Further, he notes that eyes, indeed, can dial up the lust factor. There’s a suggestion to indulge in a sexy staring contest, meant to foster nonverbal communication.

“This book is all about lust and desire,” he told JBooks.com. His advice on creating desire in the mind’s eye is to ratchet up titillation.

“The first secret is the sinful, the forbidden. Notice that one of the most written about themes in literature is the adulterous wife who does things she’s not supposed to: Anna Karenina, Madame Bovary, Tess, Lady Chatterly's Lover. We don’t have very erotic novels about the wife who does all of the right things. How do we bring sinfulness into marriage? That’s one of the things that this book deals with,” Boteach said.

Another component to re-igniting passion, according to Boteach, is to understand and harness the thrill we find in our pastimes, to find that which arouses us, and apply it to sex.

“In America we watch baseball and football. Isn’t it amazing that sports gives us an erotic thrill, but our wives don’t? Eroticism isn’t just a sexual idea,” he said.

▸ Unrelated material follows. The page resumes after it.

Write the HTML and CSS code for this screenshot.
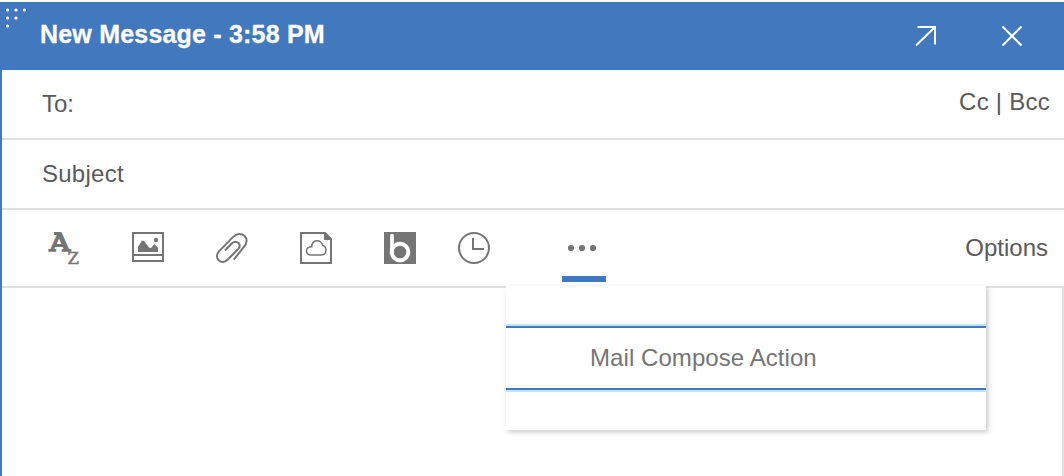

“It’s a general idea. For me it’s defined as an electric curiosity for life. It’s a desire to peel back the external layers of existence. To get really deep into life. To feel as if life is magnetized; it draws you and pulls you. You’ve got this insatiable desire to know.”

Indeed, Boteach is quick to point out that it’s not necessarily what you know, or how much you know, about sex, but instead how best to leverage one’s passions.

“My argument in The Kosher Sutra is: what’s the point of knowing ten trillion positions [when] it’s all worthless if you don’t have the desire to implement them… The first step is you must have lust in your relationship. Notice that the Tenth Commandment is that you shall not lust after your neighbor’s wife. By implication, you sure as heck should be lusting after your own wife.”